Exercise: Please report every line from the material that contains the word "styles".

Data rows:

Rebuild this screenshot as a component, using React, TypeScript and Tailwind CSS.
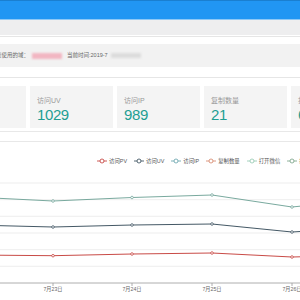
import React from "react";

const cards = [
  { label: "访问PV", value: "2046" },
  { label: "访问UV", value: "1029" },
  { label: "访问IP", value: "989" },
  { label: "复制数量", value: "21" },
  { label: "打开微信", value: "6" },
];

const legend = [
  { label: "访问PV", color: "#c23531" },
  { label: "访问UV", color: "#2f4554" },
  { label: "访问IP", color: "#61a0a8" },
  { label: "复制数量", color: "#d48265" },
  { label: "打开微信", color: "#91c7ae" },
  { label: "拦截数量", color: "#749f83" },
];

const xs = [53, 132, 212, 292];
const series = [
  { color: "#6a9f93", pts: [[-27, 28], [53, 32], [132, 28.5], [212, 26], [292, 38], [372, 30]] },
  { color: "#2f4554", pts: [[-27, 56], [53, 58], [132, 56], [212, 55], [292, 63], [372, 58]] },
  { color: "#c23531", pts: [[-27, 86], [53, 86.7], [132, 85], [212, 84], [292, 88], [372, 86]] },
];

export default function App() {
  return (
    <div className="w-[300px] h-[300px] overflow-hidden bg-white relative font-['Liberation_Sans','Noto_Sans_CJK_SC',sans-serif]">
      <div className="h-[20px] bg-[#2196f3] border-t border-[#1a7fd0] border-b border-b-[#8ec8f6]" />
      <div className="h-[15px] bg-[#eeeeef]" />
      <div className="mt-[1px] border-t border-b border-[#e6e6e6] pt-[7px] pb-[10px]">
        <div className="h-[23px] bg-[#f2f2f2] flex items-center text-[5.5px] text-[#666] whitespace-nowrap">
          <span className="ml-[-4px]">您使用的域：</span>
          <span className="ml-[3px] w-[30px] h-[6px] bg-[#f2b6c2] blur-[1px]" />
          <span className="ml-[5px]">当前时间:2019-7</span>
          <span className="ml-[3px] w-[30px] h-[5px] bg-[#dcdcdc] blur-[1px]" />
        </div>
      </div>
      <div className="mt-[8px] flex gap-[4px] ml-[-57px]">
        {cards.map((c) => (
          <div key={c.label} className="w-[83px] h-[42px] shrink-0 bg-[#f4f4f4] px-[7px] pt-[11px]">
            <div className="text-[7px] leading-[8px] text-[#999]">{c.label}</div>
            <div className="mt-[2px] text-[15px] leading-[16px] text-[#1e9e93] tracking-[-0.4px]">{c.value}</div>
          </div>
        ))}
      </div>
      <div className="mt-[3px] border-t border-[#e8e8e8]" />
      <div className="mt-[9px] border-t border-[#e8e8e8]">
        <div className="mt-[15px] h-[8px] flex items-center pl-[97px] gap-[7px] whitespace-nowrap">
          {legend.map((l) => (
            <div key={l.label} className="flex items-center gap-[2px] shrink-0">
              <svg width="10" height="6" viewBox="0 0 10 6">
                <line x1="0" y1="3" x2="10" y2="3" stroke={l.color} strokeWidth="0.8" />
                <circle cx="5" cy="3" r="2" fill="white" stroke={l.color} strokeWidth="0.8" />
              </svg>
              <span className="text-[5.4px] leading-[8px] text-[#555]">{l.label}</span>
            </div>
          ))}
        </div>
        <svg width="300" height="130" viewBox="0 0 300 130" className="block mt-[4px]">
          {[14, 30.7, 47.3, 64, 80.7, 97.3].map((y) => (
            <line key={y} x1="0" x2="300" y1={y} y2={y} stroke="#e8e8e8" strokeWidth="0.8" />
          ))}
          <line x1="0" x2="300" y1="114" y2="114" stroke="#999" strokeWidth="0.8" />
          {xs.map((x) => (
            <line key={x} x1={x} x2={x} y1="114" y2="117" stroke="#999" strokeWidth="0.8" />
          ))}
          {series.map((s) => (
            <g key={s.color}>
              <polyline
                points={s.pts.map((p) => p.join(",")).join(" ")}
                fill="none"
                stroke={s.color}
                strokeWidth="0.9"
              />
              {s.pts.map((p) => (
                <circle key={p[0]} cx={p[0]} cy={p[1]} r="1.3" fill="white" stroke={s.color} strokeWidth="0.7" />
              ))}
            </g>
          ))}
          {["7月23日", "7月24日", "7月25日", "7月26日"].map((t, i) => (
            <text
              key={t}
              x={xs[i]}
              y="121.5"
              textAnchor="middle"
              fontSize="5.2"
              fill="#666"
              fontFamily="'Liberation Sans','Noto Sans CJK SC',sans-serif"
            >
              {t}
            </text>
          ))}
        </svg>
      </div>
    </div>
  );
}
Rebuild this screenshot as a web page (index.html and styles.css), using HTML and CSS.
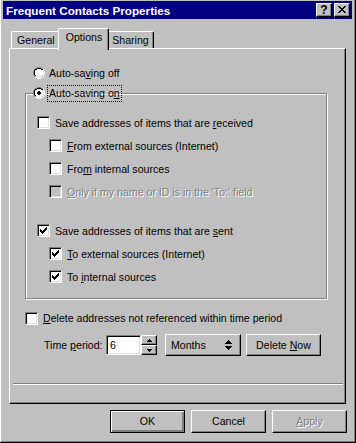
FILE: index.html
```html
<!DOCTYPE html>
<html>
	<head>
		<meta charset="utf-8">
		<title>Frequent Contacts Properties</title>
		<link rel="stylesheet" href="styles.css">
	</head>
	<body>
		<div class="window">
			<div class="titlebar">
				<span class="title">Frequent Contacts Properties</span>
				<span class="cap-btn">?</span>
				<span class="cap-btn close">
					<svg width="8" height="7" viewBox="0 0 8 7"><path d="M0 0h2v1h1v1h2v-1h1v-1h2v1h-1v1h-1v1h-1v1h1v1h1v1h1v1h-2v-1h-1v-1h-2v1h-1v1h-2v-1h1v-1h1v-1h1v-1h-1v-1h-1v-1h-1z" fill="#000"/></svg>
				</span>
			</div>

			<div class="tabs">
				<span class="tab">General</span>
				<span class="tab active">Options</span>
				<span class="tab">Sharing</span>
			</div>

			<div class="panel">
				<div class="content">
					<div class="row radio-row">
						<span class="radio"></span>
						<span>Auto-sa<u>v</u>ing off</span>
					</div>

					<fieldset class="group">
						<legend>
							<span class="radio checked"></span>
							<span class="focus">Auto-saving o<u>n</u></span>
						</legend>

						<div class="row lvl1">
							<span class="check"></span>
							<span>Save addresses of items that are <u>r</u>eceived</span>
						</div>
						<div class="row lvl2">
							<span class="check"></span>
							<span><u>F</u>rom external sources (Internet)</span>
						</div>
						<div class="row lvl2">
							<span class="check"></span>
							<span>Fro<u>m</u> internal sources</span>
						</div>
						<div class="row lvl2 disabled">
							<span class="check"></span>
							<span><u>O</u>nly if my name or ID is in the 'To:' field</span>
						</div>

						<div class="row lvl1 spaced">
							<span class="check on"></span>
							<span>Save addresses of items that are <u>s</u>ent</span>
						</div>
						<div class="row lvl2">
							<span class="check on"></span>
							<span><u>T</u>o external sources (Internet)</span>
						</div>
						<div class="row lvl2">
							<span class="check on"></span>
							<span>To <u>i</u>nternal sources</span>
						</div>
					</fieldset>

					<div class="row delete-row">
						<span class="check"></span>
						<span><u>D</u>elete addresses not referenced within time period</span>
					</div>

					<div class="period">
						<span class="label">Time <u>p</u>eriod:</span>
						<span class="field">6</span>
						<span class="spin">
							<span class="spin-btn"><svg width="5" height="3" viewBox="0 0 5 3"><path d="M2 0h1v1h1v1h1v1h-5v-1h1v-1h1z"/></svg></span>
							<span class="spin-btn"><svg width="5" height="3" viewBox="0 0 5 3"><path d="M0 0h5v1h-1v1h-1v1h-1v-1h-1v-1h-1z"/></svg></span>
						</span>
						<span class="select">
							<span>Months</span>
							<svg width="7" height="11" viewBox="0 0 7 11"><path d="M3 0h1v1h1v1h1v1h1v1h-7v-1h1v-1h1v-1h1zM0 6h7v1h-1v1h-1v1h-1v1h-1v-1h-1v-1h-1v-1h-1z"/></svg>
						</span>
						<span class="btn wide"><span>Delete <u>N</u>ow</span></span>
					</div>
				</div>
				<div class="sep"></div>
			</div>

			<div class="buttons">
				<span class="btn default"><span>OK</span></span>
				<span class="btn"><span>Cancel</span></span>
				<span class="btn disabled"><span><u>A</u>pply</span></span>
			</div>
		</div>
	</body>
</html>
```

FILE: styles.css
```css
html, body{
	margin: 0;
	padding: 0;
	background: #c0c0c0;
}
body{
	font-family: "Liberation Sans", Arial, sans-serif;
	font-size: 10.6px;
	color: #000;
}
u{
	text-decoration: underline;
	text-underline-offset: 1px;
}

.window{
	width: 356px;
	height: 443px;
	box-sizing: border-box;
	padding: 1px 3px 0 3px;
	background: #c0c0c0;
	border-right: 1px solid #000;
	border-bottom: 1px solid #000;
	box-shadow: inset 1px 0 #fff, inset -1px -1px #808080;
	display: flex;
	flex-direction: column;
}

/* caption */
.titlebar{
	height: 18px;
	background: #000080;
	display: flex;
	align-items: center;
	padding: 0 2px 0 2px;
}
.title{
	flex: 1;
	color: #fff;
	font-weight: bold;
	font-size: 11.7px;
	padding-left: 1px;
}
.cap-btn{
	width: 16px;
	height: 14px;
	box-sizing: border-box;
	background: #c0c0c0;
	border-top: 1px solid #fff;
	border-left: 1px solid #fff;
	border-right: 1px solid #000;
	border-bottom: 1px solid #000;
	box-shadow: inset -1px -1px #808080;
	display: flex;
	align-items: center;
	justify-content: center;
	font-weight: bold;
	font-size: 12px;
	line-height: 12px;
	padding-bottom: 1px;
}
.cap-btn.close{
	margin-left: 2px;
	padding: 0 1px 1px 0;
}

/* tabs */
.tabs{
	display: flex;
	align-items: flex-end;
	height: 20px;
	margin-top: 9px;
	padding-left: 8px;
	position: relative;
	z-index: 1;
}
.tab{
	height: 17px;
	box-sizing: border-box;
	padding: 2px 4px 0 5px;
	border-top: 1px solid #fff;
	border-left: 1px solid #fff;
	border-right: 1px solid #000;
	border-radius: 2px 2px 0 0;
	box-shadow: inset -1px 0 #808080;
	background: #c0c0c0;
}
.tab.active{
	height: 22px;
	margin: 0 -2px -2px -2px;
	padding: 2px 6px 0 7px;
	position: relative;
	z-index: 2;
}
.tab + .tab:not(.active){
	border-left: none;
}

/* property sheet */
.panel{
	margin-left: 6px;
	width: 337px;
	height: 356px;
	box-sizing: border-box;
	border-top: 1px solid #fff;
	border-left: 1px solid #fff;
	border-right: 1px solid #000;
	border-bottom: 1px solid #000;
	box-shadow: inset -1px -1px #808080;
	display: flex;
	flex-direction: column;
}
.content{
	padding: 16px 18px 0 15px;
}
.sep{
	margin: auto 2px 18px 3px;
	height: 0;
	border-top: 1px solid #808080;
	border-bottom: 1px solid #fff;
}

.row{
	display: flex;
	align-items: center;
	height: 16px;
	white-space: nowrap;
}
.radio-row{
	padding-left: 8px;
	gap: 4px;
}

.radio{
	width: 12px;
	height: 12px;
	flex: none;
	background: url("data:image/svg+xml,%3Csvg xmlns='http://www.w3.org/2000/svg' width='12' height='12' shape-rendering='crispEdges'%3E%3Cpath d='M4 0h4v1h-4zM2 1h2v1h-2zM8 1h2v1h-2zM1 2h1v2h-1zM0 4h1v4h-1zM1 8h1v2h-1z' fill='%23808080'/%3E%3Cpath d='M4 1h4v1h-4zM2 2h2v1h-2zM8 2h2v1h-2zM2 3h-1v1h1zM1 4h1v4h-1zM2 8h1v1h-1z' fill='%23000'/%3E%3Cpath d='M10 2h1v2h-1zM11 4h1v4h-1zM10 8h1v2h-1zM8 10h2v1h-2zM4 11h4v1h-4zM2 10h2v1h-2z' fill='%23fff'/%3E%3Cpath d='M10 4h1v4h-1zM9 8h1v1h-1zM8 9h1v1h-1zM4 10h4v1h-4zM3 9h1v1h-1z' fill='%23dfdfdf'/%3E%3Cpath d='M4 2h4v1h1v1h1v4h-1v1h-1v1h-4v-1h-1v-1h-1v-4h1v-1h1z' fill='%23fff'/%3E%3C/svg%3E") no-repeat;
}
.radio.checked{
	background: url("data:image/svg+xml,%3Csvg xmlns='http://www.w3.org/2000/svg' width='12' height='12' shape-rendering='crispEdges'%3E%3Cpath d='M4 0h4v1h-4zM2 1h2v1h-2zM8 1h2v1h-2zM1 2h1v2h-1zM0 4h1v4h-1zM1 8h1v2h-1z' fill='%23808080'/%3E%3Cpath d='M4 1h4v1h-4zM2 2h2v1h-2zM8 2h2v1h-2zM2 3h-1v1h1zM1 4h1v4h-1zM2 8h1v1h-1z' fill='%23000'/%3E%3Cpath d='M10 2h1v2h-1zM11 4h1v4h-1zM10 8h1v2h-1zM8 10h2v1h-2zM4 11h4v1h-4zM2 10h2v1h-2z' fill='%23fff'/%3E%3Cpath d='M10 4h1v4h-1zM9 8h1v1h-1zM8 9h1v1h-1zM4 10h4v1h-4zM3 9h1v1h-1z' fill='%23dfdfdf'/%3E%3Cpath d='M4 2h4v1h1v1h1v4h-1v1h-1v1h-4v-1h-1v-1h-1v-4h1v-1h1z' fill='%23fff'/%3E%3Cpath d='M5 4h2v1h1v2h-1v1h-2v-1h-1v-2h1z' fill='%23000'/%3E%3C/svg%3E") no-repeat;
}

.check{
	width: 13px;
	height: 13px;
	flex: none;
	box-sizing: border-box;
	background: #fff;
	border-top: 1px solid #808080;
	border-left: 1px solid #808080;
	border-right: 1px solid #fff;
	border-bottom: 1px solid #fff;
	box-shadow: inset 1px 1px #000, inset -1px -1px #dfdfdf;
}
.check.on{
	background: #fff url("data:image/svg+xml,%3Csvg xmlns='http://www.w3.org/2000/svg' width='11' height='11' shape-rendering='crispEdges'%3E%3Cpath d='M8 2h1v1h-1zM7 3h2v1h-2zM2 4h1v1h-1zM6 4h3v1h-3zM2 5h2v1h-2zM5 5h3v1h-3zM2 6h5v1h-5zM3 7h3v1h-3zM4 8h1v1h-1z' fill='%23000'/%3E%3C/svg%3E") no-repeat 0 0;
}
.row.disabled .check{
	background: #c0c0c0;
}
.row.disabled span:last-child{
	color: #808080;
	text-shadow: 1px 1px #fff;
}

/* group box */
.group{
	margin: 4px 0 0 0;
	padding: 10px 0 10px 11px;
	border: 1px solid #808080;
	box-shadow: 1px 1px 0 #fff, inset 1px 1px 0 #fff;
	min-width: 0;
}
.group legend{
	display: flex;
	align-items: center;
	gap: 3px;
	height: 16px;
	padding: 0 1px 0 0;
	margin-left: -4px;
	white-space: nowrap;
}
.focus{
	outline: 1px dotted #000;
	outline-offset: 0;
	padding: 1px 1px 2px 1px;
	line-height: 12px;
}
.group .row{
	height: 23px;
	gap: 5px;
}
.group .lvl2{
	padding-left: 12px;
}
.group .spaced{
	margin-top: 16px;
}

.delete-row{
	margin-top: 11px;
	gap: 5px;
}

.period{
	display: flex;
	align-items: center;
	margin-top: 8px;
	padding-left: 19px;
}
.label{
	width: 62px;
}
.field{
	width: 35px;
	height: 20px;
	box-sizing: border-box;
	background: #fff;
	border-top: 1px solid #808080;
	border-left: 1px solid #808080;
	border-right: 1px solid #fff;
	border-bottom: 1px solid #fff;
	box-shadow: inset 1px 1px #000, inset -1px -1px #dfdfdf;
	padding: 2px 0 0 3px;
	line-height: 14px;
}
.spin{
	display: flex;
	flex-direction: column;
	width: 16px;
	height: 20px;
	margin-right: 8px;
}
.spin-btn{
	flex: 1;
	box-sizing: border-box;
	border-top: 1px solid #fff;
	border-left: 1px solid #fff;
	border-right: 1px solid #000;
	border-bottom: 1px solid #000;
	box-shadow: inset -1px -1px #808080;
	display: flex;
	align-items: center;
	justify-content: center;
}
.select{
	width: 76px;
	height: 22px;
	box-sizing: border-box;
	display: flex;
	align-items: center;
	justify-content: space-between;
	padding: 0 8px 0 5px;
	border-top: 1px solid #fff;
	border-left: 1px solid #fff;
	border-right: 1px solid #000;
	border-bottom: 1px solid #000;
	box-shadow: inset -1px -1px #808080;
	margin-right: 5px;
}

.btn{
	width: 75px;
	height: 23px;
	box-sizing: border-box;
	display: flex;
	align-items: center;
	justify-content: center;
	border-top: 1px solid #fff;
	border-left: 1px solid #fff;
	border-right: 1px solid #000;
	border-bottom: 1px solid #000;
	box-shadow: inset -1px -1px #808080;
	padding-bottom: 1px;
	white-space: nowrap;
}
.btn.wide{
	height: 22px;
}
.btn.default{
	border: 1px solid #000;
	box-shadow: inset 1px 1px #fff, inset -2px -2px #808080, inset -1px -1px #000;
}
.btn.disabled{
	color: #808080;
	text-shadow: 1px 1px #fff;
}

.buttons{
	display: flex;
	justify-content: flex-end;
	gap: 6px;
	margin-top: 6px;
	padding-right: 5px;
}
```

Finished task:
Rebuild this screenshot as a web page (index.html and styles.css), using HTML and CSS.
		<link rel="stylesheet" href="styles.css">
FILE: styles.css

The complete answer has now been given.